SHORT EXERCISE: Extract all lines that hold "this" from the records below.

RECORDS SUPPLIED:
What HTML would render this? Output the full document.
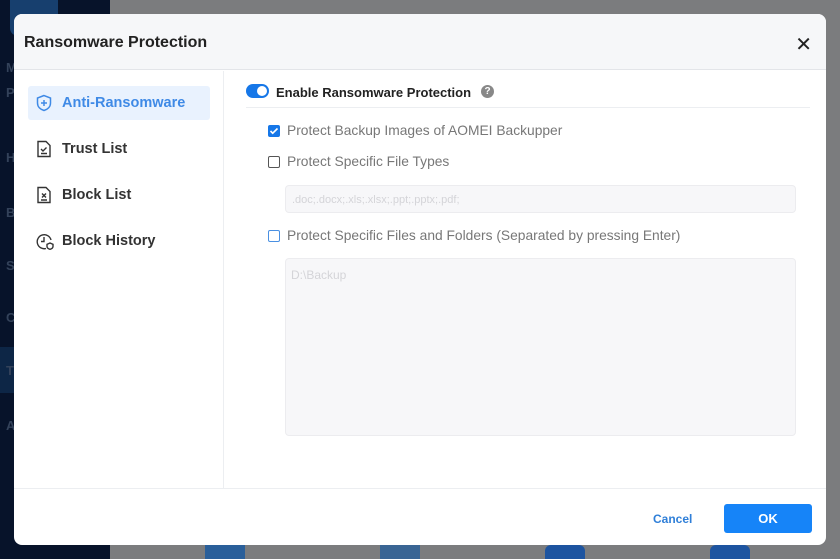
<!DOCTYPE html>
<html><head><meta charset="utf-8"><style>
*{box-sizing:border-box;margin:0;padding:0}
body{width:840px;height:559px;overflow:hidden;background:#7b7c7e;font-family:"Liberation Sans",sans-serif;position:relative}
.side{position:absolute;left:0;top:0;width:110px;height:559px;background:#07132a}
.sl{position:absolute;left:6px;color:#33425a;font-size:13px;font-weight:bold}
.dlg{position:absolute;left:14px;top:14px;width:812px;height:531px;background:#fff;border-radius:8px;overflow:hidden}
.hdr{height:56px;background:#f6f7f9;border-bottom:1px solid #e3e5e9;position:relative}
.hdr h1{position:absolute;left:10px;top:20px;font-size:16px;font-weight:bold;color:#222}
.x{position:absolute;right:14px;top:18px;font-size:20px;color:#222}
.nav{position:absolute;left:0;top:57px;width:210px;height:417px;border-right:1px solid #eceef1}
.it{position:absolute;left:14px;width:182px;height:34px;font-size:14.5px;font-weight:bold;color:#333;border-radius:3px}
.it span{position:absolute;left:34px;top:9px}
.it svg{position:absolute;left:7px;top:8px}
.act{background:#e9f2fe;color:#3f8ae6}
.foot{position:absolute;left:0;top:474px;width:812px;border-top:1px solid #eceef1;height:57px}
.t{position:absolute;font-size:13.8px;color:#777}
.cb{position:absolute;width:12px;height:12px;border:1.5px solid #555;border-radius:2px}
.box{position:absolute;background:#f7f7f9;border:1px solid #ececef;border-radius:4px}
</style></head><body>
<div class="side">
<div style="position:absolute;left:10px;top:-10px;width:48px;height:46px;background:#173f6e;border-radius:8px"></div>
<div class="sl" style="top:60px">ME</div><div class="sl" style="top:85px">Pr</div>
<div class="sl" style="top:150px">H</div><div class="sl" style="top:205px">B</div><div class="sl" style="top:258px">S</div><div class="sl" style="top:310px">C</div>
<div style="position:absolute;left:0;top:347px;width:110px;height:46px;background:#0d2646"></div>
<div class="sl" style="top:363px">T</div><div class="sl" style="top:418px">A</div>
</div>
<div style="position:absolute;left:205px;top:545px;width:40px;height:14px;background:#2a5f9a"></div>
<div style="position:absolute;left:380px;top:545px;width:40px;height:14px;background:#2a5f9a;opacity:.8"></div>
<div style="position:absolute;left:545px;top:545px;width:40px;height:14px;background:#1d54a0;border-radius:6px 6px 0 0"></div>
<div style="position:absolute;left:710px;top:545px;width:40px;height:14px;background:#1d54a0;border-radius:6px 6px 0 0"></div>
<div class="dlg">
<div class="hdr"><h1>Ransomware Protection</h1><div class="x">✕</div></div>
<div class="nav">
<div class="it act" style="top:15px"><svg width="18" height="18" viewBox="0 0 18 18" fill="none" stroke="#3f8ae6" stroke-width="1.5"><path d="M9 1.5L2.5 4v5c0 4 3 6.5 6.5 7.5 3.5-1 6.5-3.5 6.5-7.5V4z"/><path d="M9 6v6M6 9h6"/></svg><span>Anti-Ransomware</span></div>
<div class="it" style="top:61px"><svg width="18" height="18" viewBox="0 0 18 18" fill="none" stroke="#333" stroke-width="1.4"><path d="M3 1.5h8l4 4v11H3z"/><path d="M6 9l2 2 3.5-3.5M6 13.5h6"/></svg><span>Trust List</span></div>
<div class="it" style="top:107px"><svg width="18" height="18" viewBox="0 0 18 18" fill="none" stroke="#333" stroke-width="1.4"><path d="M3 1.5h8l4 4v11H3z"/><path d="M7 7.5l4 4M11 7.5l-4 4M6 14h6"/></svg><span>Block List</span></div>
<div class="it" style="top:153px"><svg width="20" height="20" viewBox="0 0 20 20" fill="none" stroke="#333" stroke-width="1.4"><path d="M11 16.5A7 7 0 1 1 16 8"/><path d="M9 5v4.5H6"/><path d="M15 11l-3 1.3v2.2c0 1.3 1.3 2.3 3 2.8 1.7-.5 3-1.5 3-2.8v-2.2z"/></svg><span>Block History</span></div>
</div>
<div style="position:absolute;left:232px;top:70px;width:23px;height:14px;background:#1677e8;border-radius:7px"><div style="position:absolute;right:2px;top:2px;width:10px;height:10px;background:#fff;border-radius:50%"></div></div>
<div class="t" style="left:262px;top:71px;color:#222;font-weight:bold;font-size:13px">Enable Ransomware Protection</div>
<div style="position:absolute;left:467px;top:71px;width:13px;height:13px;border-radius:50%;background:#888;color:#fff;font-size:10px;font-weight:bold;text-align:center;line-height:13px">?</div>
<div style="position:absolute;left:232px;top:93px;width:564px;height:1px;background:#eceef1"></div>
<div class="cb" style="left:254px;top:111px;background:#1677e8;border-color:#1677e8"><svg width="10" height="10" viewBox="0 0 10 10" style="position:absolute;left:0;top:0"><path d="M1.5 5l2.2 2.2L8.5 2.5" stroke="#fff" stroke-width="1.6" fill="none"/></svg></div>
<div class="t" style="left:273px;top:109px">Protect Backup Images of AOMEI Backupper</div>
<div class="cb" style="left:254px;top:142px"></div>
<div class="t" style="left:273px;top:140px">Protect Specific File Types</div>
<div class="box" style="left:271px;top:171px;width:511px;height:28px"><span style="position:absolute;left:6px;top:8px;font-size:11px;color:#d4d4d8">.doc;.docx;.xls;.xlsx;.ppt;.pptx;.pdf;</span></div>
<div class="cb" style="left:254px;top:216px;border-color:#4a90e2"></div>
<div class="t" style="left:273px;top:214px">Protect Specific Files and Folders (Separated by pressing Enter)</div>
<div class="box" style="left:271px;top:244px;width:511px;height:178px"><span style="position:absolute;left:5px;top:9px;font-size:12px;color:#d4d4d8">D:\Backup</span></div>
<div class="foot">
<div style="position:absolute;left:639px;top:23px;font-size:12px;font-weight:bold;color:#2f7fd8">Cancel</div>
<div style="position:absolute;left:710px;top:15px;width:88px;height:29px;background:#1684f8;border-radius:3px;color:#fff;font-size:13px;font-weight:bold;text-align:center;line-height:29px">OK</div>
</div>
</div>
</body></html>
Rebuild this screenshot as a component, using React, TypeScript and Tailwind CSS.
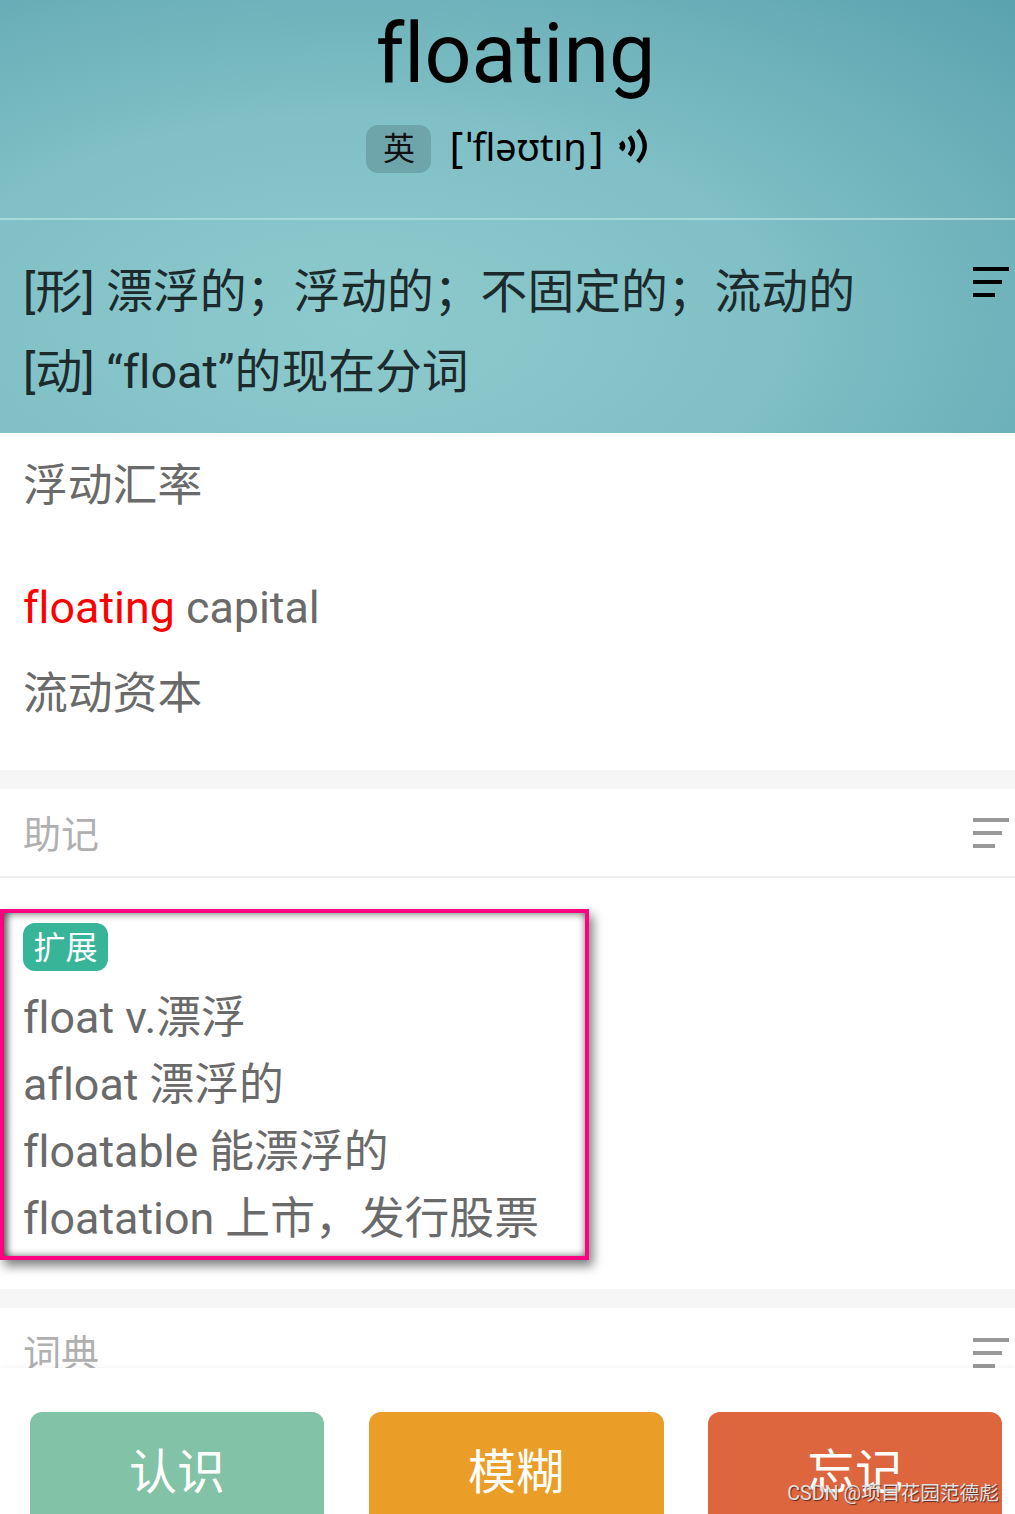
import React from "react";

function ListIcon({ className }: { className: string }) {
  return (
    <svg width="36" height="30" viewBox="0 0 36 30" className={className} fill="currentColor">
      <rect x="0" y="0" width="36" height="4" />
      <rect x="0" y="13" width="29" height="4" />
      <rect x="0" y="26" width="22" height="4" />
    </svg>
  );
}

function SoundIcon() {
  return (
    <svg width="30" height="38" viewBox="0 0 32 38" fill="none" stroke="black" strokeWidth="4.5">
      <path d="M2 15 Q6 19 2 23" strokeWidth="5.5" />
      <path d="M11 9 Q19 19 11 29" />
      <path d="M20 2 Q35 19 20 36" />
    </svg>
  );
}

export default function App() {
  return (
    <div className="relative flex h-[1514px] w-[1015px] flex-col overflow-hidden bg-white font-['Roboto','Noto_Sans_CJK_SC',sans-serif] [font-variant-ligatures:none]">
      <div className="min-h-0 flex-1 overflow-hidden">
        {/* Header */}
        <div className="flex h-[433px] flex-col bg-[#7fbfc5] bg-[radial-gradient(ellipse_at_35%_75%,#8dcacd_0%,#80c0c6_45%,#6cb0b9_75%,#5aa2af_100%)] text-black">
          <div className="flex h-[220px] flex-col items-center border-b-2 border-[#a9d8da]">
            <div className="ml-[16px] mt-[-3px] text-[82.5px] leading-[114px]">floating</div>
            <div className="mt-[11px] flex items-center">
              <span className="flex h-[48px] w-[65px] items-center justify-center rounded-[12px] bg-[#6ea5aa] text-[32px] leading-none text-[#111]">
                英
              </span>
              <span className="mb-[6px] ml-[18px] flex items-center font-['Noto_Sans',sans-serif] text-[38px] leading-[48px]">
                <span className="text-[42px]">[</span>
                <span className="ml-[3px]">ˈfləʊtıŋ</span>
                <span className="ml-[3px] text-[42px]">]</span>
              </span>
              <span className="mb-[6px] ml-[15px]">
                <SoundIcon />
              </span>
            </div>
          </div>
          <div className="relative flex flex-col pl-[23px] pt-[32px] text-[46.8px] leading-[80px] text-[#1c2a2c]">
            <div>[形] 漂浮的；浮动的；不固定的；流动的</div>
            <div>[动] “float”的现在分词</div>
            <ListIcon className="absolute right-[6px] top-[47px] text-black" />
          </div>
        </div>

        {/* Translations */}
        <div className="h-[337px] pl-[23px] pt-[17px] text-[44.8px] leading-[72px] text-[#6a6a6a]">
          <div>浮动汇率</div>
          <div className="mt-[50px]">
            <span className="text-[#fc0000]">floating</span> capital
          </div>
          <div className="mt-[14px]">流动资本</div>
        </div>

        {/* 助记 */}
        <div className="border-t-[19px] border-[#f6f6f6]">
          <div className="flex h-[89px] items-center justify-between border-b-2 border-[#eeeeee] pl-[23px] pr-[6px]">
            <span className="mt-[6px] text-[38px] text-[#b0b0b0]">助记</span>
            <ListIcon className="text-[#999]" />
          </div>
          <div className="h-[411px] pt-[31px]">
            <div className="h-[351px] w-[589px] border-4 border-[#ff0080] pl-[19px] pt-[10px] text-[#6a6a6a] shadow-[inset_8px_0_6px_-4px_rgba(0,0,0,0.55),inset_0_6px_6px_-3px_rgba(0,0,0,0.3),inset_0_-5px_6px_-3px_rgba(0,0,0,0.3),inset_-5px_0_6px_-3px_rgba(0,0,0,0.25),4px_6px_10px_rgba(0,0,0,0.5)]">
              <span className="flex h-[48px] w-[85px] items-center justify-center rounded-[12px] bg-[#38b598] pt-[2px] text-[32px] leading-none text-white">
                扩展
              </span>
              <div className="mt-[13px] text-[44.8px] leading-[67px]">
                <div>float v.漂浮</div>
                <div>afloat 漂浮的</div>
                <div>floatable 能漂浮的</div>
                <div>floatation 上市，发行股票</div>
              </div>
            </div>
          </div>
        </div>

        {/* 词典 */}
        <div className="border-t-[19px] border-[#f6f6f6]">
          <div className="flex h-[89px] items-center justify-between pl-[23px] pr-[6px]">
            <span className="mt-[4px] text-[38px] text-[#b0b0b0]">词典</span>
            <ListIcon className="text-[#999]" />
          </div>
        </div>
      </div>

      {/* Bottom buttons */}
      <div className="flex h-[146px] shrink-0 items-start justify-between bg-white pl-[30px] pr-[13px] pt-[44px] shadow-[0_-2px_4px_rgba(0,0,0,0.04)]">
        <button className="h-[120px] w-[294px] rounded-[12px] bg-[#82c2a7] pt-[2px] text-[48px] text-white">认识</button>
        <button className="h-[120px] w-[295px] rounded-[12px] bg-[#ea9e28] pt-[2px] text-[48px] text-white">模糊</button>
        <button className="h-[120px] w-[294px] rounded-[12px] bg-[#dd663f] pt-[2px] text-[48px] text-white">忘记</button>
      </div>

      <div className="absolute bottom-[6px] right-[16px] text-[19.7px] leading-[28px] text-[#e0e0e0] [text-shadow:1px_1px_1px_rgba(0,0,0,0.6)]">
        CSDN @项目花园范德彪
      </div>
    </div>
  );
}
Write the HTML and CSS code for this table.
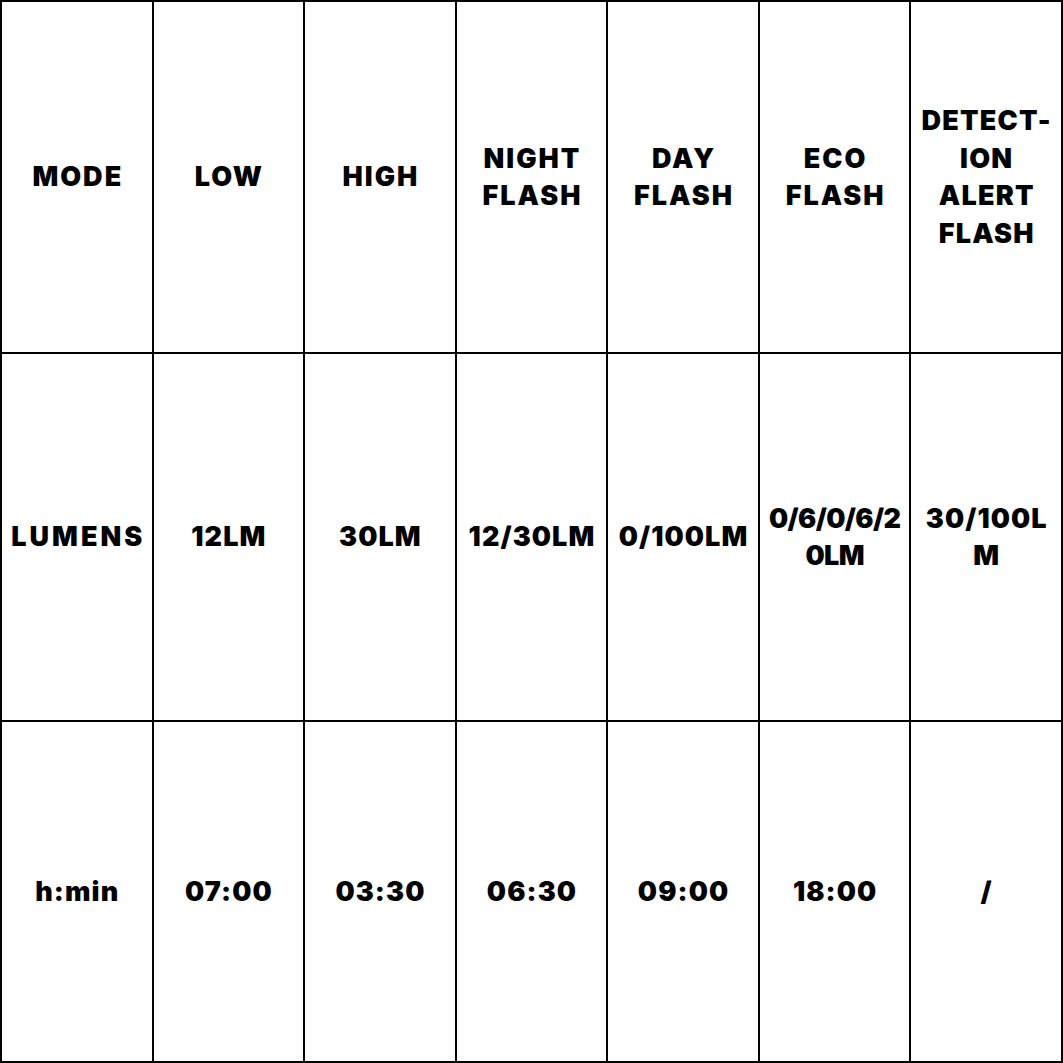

SOLUTION:
What HTML would render this? Output the full document.
Rebuild this screenshot as a component, using React, TypeScript and Tailwind CSS.
Write the HTML and CSS code for this table.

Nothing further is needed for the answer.